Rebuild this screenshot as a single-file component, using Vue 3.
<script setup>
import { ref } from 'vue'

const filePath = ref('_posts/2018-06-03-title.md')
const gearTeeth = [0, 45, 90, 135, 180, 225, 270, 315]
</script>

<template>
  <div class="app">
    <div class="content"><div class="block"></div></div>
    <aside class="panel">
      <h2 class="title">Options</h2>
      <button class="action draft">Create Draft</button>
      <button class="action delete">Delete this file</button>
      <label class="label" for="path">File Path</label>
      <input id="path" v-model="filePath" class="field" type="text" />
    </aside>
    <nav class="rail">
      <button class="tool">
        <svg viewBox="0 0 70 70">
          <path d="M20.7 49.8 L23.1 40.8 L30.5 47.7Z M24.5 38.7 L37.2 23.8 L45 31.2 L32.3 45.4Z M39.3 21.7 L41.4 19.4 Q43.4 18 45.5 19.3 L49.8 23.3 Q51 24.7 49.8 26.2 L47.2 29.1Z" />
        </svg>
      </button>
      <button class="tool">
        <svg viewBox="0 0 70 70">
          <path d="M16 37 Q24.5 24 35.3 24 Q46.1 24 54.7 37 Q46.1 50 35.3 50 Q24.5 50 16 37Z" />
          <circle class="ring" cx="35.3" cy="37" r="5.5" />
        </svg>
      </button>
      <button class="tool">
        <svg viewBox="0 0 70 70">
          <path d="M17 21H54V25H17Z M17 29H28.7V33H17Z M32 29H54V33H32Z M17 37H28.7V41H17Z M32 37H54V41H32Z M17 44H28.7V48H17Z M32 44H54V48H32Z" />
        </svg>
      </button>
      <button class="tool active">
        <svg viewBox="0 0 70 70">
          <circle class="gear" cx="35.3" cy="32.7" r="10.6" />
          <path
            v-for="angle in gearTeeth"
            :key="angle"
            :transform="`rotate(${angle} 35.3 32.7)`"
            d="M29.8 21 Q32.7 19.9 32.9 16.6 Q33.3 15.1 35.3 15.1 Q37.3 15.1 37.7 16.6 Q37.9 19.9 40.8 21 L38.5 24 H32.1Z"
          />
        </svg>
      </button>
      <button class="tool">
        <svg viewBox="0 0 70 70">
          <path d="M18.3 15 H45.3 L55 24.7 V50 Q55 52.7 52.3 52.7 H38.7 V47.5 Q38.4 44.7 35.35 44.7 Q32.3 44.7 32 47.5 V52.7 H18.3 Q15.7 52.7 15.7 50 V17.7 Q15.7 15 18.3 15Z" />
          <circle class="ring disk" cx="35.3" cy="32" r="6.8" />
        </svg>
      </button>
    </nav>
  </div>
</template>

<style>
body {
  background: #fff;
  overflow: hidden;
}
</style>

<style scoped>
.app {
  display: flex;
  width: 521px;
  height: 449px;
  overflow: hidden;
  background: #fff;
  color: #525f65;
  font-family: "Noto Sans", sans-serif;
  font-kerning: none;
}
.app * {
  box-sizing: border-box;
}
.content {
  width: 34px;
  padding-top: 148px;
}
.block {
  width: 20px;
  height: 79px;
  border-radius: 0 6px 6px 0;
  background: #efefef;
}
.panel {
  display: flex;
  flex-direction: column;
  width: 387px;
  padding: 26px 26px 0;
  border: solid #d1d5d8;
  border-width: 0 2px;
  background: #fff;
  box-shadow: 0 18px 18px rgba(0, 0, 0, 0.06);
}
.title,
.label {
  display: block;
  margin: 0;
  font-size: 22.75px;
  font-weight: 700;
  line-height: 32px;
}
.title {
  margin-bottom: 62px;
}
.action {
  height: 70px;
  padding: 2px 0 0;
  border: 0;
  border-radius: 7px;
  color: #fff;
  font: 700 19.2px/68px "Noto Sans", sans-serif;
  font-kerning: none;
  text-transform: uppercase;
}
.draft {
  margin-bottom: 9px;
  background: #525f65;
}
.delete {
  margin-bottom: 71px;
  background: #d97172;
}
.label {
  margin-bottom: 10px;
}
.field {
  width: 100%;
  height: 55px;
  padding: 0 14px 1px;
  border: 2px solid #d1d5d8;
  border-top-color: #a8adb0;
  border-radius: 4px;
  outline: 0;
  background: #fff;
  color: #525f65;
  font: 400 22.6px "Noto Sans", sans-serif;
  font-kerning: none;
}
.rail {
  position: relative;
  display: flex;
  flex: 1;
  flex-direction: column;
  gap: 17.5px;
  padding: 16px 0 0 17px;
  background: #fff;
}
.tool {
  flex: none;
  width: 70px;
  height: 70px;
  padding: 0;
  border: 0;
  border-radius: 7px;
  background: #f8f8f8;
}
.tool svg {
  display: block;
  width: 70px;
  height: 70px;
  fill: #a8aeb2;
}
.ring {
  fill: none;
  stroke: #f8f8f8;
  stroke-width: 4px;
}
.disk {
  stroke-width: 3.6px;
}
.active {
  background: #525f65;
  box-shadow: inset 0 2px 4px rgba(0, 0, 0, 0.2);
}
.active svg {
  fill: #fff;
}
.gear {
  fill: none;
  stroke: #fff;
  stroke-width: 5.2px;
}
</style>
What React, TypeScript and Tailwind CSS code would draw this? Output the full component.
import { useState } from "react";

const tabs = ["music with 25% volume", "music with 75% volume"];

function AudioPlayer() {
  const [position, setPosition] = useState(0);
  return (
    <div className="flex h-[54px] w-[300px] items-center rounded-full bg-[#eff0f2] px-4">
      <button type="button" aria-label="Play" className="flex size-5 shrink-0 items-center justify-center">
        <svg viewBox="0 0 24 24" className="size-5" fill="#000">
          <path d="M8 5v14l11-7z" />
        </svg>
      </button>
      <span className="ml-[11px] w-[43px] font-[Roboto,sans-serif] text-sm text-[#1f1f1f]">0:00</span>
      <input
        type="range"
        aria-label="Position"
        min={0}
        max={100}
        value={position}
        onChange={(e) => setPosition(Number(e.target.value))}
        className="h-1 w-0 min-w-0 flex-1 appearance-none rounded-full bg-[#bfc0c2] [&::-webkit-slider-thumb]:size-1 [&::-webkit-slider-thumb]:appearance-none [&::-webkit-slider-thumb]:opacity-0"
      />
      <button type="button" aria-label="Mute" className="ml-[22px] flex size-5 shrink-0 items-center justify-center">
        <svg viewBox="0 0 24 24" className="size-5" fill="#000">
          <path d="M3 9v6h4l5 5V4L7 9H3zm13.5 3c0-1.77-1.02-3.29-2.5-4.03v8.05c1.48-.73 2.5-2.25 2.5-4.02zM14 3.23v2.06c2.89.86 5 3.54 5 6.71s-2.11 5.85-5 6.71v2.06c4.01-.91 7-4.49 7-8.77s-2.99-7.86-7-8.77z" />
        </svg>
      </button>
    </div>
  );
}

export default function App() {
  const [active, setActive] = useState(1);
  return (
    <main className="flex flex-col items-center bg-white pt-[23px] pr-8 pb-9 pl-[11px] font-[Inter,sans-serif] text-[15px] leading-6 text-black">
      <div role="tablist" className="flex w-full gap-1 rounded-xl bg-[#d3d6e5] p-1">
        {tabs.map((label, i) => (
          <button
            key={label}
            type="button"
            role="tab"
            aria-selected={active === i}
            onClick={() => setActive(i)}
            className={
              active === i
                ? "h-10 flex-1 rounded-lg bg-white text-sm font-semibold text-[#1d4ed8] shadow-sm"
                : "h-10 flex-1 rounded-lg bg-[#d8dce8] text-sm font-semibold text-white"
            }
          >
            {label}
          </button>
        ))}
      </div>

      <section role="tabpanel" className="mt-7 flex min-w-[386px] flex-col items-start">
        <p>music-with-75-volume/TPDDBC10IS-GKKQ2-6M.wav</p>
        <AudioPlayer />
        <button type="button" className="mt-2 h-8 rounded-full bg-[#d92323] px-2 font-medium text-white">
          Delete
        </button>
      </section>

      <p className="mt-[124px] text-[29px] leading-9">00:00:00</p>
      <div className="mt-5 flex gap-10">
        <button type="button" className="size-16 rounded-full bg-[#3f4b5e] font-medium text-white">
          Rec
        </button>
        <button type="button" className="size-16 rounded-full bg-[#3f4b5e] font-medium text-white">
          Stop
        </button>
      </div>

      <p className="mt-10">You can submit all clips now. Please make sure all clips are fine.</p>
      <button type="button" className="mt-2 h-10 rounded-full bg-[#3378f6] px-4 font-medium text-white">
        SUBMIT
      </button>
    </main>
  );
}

__________

### AIM OF THE EXERCISE
Out of the preceding entries, pull every line containing the string "component".

### FULL OUTPUT
Rebuild this screenshot as a single-file component, using Vue 3.
What React, TypeScript and Tailwind CSS code would draw this? Output the full component.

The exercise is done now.